Our research has focused on the identification of the neuronal substrates of Ube3a, the enzyme responsible for Angelman syndrome, using Drosophila melanogaster as a model organism (Ramirez et al., 2018). We aim to decipher the molecular mechanisms of Angelman syndrome combining innovative proteomic approaches with biochemistry, cellular and molecular biology in mice and human cells. We are currently working on the identification of the neuronal substrates ubiquitinated by Ube3a in mice, as well as in the validation of several candidate UBE3A substrates in human cell lines.

We have already confirmed the proteasome to be regulated by UBE3A in human cell culture (Ramirez et al., 2018), suggesting a mechanism for the complex symptoms of Angelman syndrome. We next want to elucidate the neurophysiological aspects of ubiquitination via UBE3A using primary neuronal cultures and acute slices as experimental model systems. We are aiming to understand the biological role of UBE3A in neurons, and so we will analyze the role of ubiquitinated substrates on critical indicators of excitability including integration and propagation of signals within the dendritic compartments of these neurons and their action potential output.

Mice models for Angelman syndrome show a deficit in long-term potentiation, a process in which Calmodulin-dependent kinase II (CaMKII) plays a crucial role. Interestingly, overexpression of CaMKII can rescue some synaptic aspects of Angelman Syndrome. While CaMKII is known to be ubiquitinated, UBE3A does not seem to be directly involved; so we now aim to determine the E3 ligase and the DUB enzyme regulating the ubiquitination of CaMKII. We also aim to determine, both in cells and flies, the proteins that interact with CaMKII, using proximity-dependent biotin identification.

Deubiquitinating (DUB) enzymes exert the opposite effect to E3 ligases. We are trying to identify the DUB that specifically targets one of the substrates of UBE3A, and we want to determine whether inhibition of this DUB is sufficient to restore physiological ubiquitination levels of the UBE3A substrates. Additionally, we aim to test whether this inhibition could rescue the phenotype described for Angelman Syndrome in animal models, both in flies and mice.

The overall structure of UBE3A is still unknown.
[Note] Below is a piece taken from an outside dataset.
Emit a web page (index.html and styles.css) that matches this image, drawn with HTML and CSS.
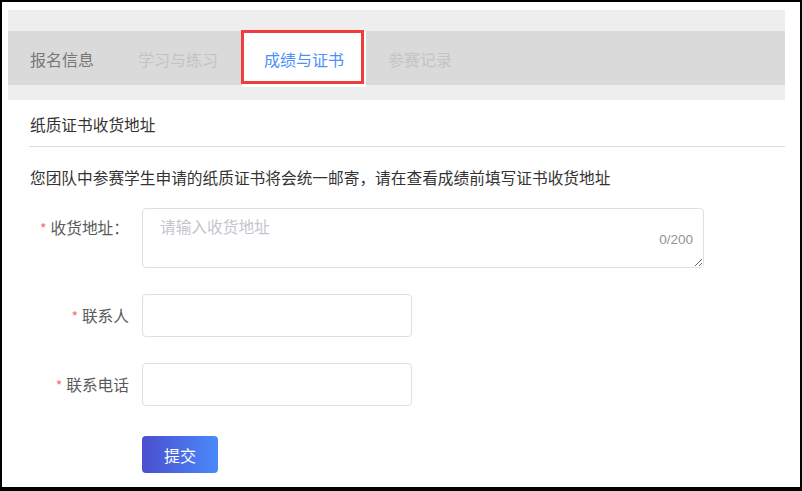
FILE: index.html
```html
<!DOCTYPE html>
<html lang="zh-CN">
<head>
    <meta charset="UTF-8">
    <meta name="viewport" content="width=device-width, initial-scale=1.0">
    <title>成绩与证书</title>
    <link rel="stylesheet" href="styles.css">
</head>
<body>
    <div class="page">
        <div class="tab-band">
            <div class="tabs">
                <div class="tab tab-normal">报名信息</div>
                <div class="tab tab-disabled">学习与练习</div>
                <div class="tab tab-active">成绩与证书</div>
                <div class="tab tab-disabled">参赛记录</div>
            </div>
        </div>

        <div class="content">
            <div class="section-title">纸质证书收货地址</div>
            <p class="notice">您团队中参赛学生申请的纸质证书将会统一邮寄，请在查看成绩前填写证书收货地址</p>

            <form class="form">
                <div class="form-item">
                    <label class="form-label" for="address"><span class="required">*</span>收货地址：</label>
                    <div class="textarea-wrap">
                        <textarea id="address" maxlength="200" placeholder="请输入收货地址"></textarea>
                        <span class="count">0/200</span>
                    </div>
                </div>

                <div class="form-item inline">
                    <label class="form-label" for="contact"><span class="required">*</span>联系人</label>
                    <input type="text" id="contact" class="text-input">
                </div>

                <div class="form-item inline">
                    <label class="form-label" for="phone"><span class="required">*</span>联系电话</label>
                    <input type="text" id="phone" class="text-input">
                </div>

                <div class="form-actions">
                    <button type="button" class="submit-btn">提交</button>
                </div>
            </form>
        </div>
    </div>
</body>
</html>
```

FILE: styles.css
```css
body {
    margin: 0;
    background-color: #000;
    font-family: "Noto Sans CJK SC", "Liberation Sans", sans-serif;
    font-size: 16px;
}
.page {
    margin: 2px 2px 4px 2px;
    height: 485px;
    background-color: #fff;
    overflow: hidden;
    padding: 8px 15px 0 6px;
    box-sizing: border-box;
}
.tab-band {
    background-color: #eeeeee;
    padding: 21px 0 15px;
}
.tabs {
    display: flex;
    height: 54px;
    background-color: #dadada;
}
.tab {
    padding: 0 22px;
    line-height: 56px;
    font-size: 16px;
}
.tab-normal {
    color: #777;
}
.tab-disabled {
    color: #c4c4c4;
}
.tab-active {
    position: relative;
    color: #4e8ff7;
    background-color: #fff;
    height: 56px;
    margin-left: 2px;
}
.tab-active::after {
    content: "";
    position: absolute;
    left: -1px;
    top: -1px;
    right: 2px;
    bottom: 3px;
    border: 3px solid #f23c3c;
}
.content {
    margin-left: 21px;
    font-size: 15.7px;
}
.section-title {
    color: #333;
    line-height: 22px;
    padding: 14px 0 10px 1px;
    border-bottom: 1px solid #dddddd;
}
.notice {
    margin: 20px 0 19px 1px;
    color: #333;
    line-height: 22px;
}
.form-item {
    display: flex;
    align-items: flex-start;
    margin-bottom: 26px;
}
.form-item.inline {
    align-items: center;
}
.form-label {
    width: 113px;
    padding-right: 13px;
    box-sizing: border-box;
    text-align: right;
    line-height: 40px;
    color: #5a5a5a;
    white-space: nowrap;
}
.required {
    color: #f56c6c;
    margin-right: 4px;
    font-size: 14px;
}
.textarea-wrap {
    position: relative;
}
textarea {
    display: block;
    width: 562px;
    height: 60px;
    padding: 8px 17px;
    border: 1px solid #dcdfe6;
    border-radius: 4px;
    box-sizing: border-box;
    font-family: inherit;
    font-size: 15.7px;
    line-height: 20px;
    color: #333;
}
textarea::placeholder {
    color: #c3c5cc;
}
.count {
    position: absolute;
    right: 11px;
    bottom: 21px;
    font-family: "Liberation Sans", sans-serif;
    font-size: 13.5px;
    color: #909399;
}
.text-input {
    width: 270px;
    height: 43px;
    padding: 0 15px;
    border: 1px solid #dcdfe6;
    border-radius: 4px;
    box-sizing: border-box;
    font-size: 16px;
}
.form-actions {
    padding-left: 113px;
    margin-top: 30px;
}
.submit-btn {
    width: 76px;
    height: 37px;
    border: none;
    border-radius: 4px;
    background: linear-gradient(to right, #4b4fcf, #4a89f9);
    color: #fff;
    font-family: inherit;
    font-size: 16px;
    cursor: pointer;
}
```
Human UBE3A was crystallized in 1999, but only its C terminal HECT domain structure was solved, together with its E2 partner, UbcH7. In order to decipher the molecular mechanisms of Angelman syndrome we are aiming to identify the neuronal interactors of UBE3A, using proximity-dependent biotin identification. Once we find those, we expect we might be able to solve the full-length crystal structure of UBE3A, which should then allow us to better understand the involvement of its N terminal part in its interaction with other proteins, including both cofactors and substrates.

The post-translational modification of proteins with ubiquitin is a reversible process, with 80 human deubiquitinating enzymes (DUBs) being responsible for removing ubiquitin moieties from targeted proteins. Interest in the role of DUBs is rapidly growing, as they are the most likely component of the ubiquitin proteasome system pathway to be used as therapeutic targets. Within the context of the PRB2 Proteored, we are therefore aiming to generate a global map of DUB substrates in humans. Knowing the substrates regulated by each DUB will be a valuable resource for DUB-specific drug development in the future.

We already demonstrated that the bioUb strategy can be applied to detect substrates of E3 ligases associated to neurological disorders such as Parkinson´s Disease (Martinez et al., 2017) or Angelman syndrome (Ramirez et al., 2018). Widening our collaborative efforts, we are currently carrying out the same approach to identify the substrates of other disease-linked E3 ligases.

Rare diseases have been generally understudied due to their low prevalence and their low value from a pharmaceutical market point of view.  A significant number of those are known to be linked to misregulated proteostasis, so we are now aiming to identify the proteins whose physiological ubiquitination levels are altered in those rare neurological diseases. We expect that this research project will contribute towards a better understanding of the molecular causes underlying those diseases.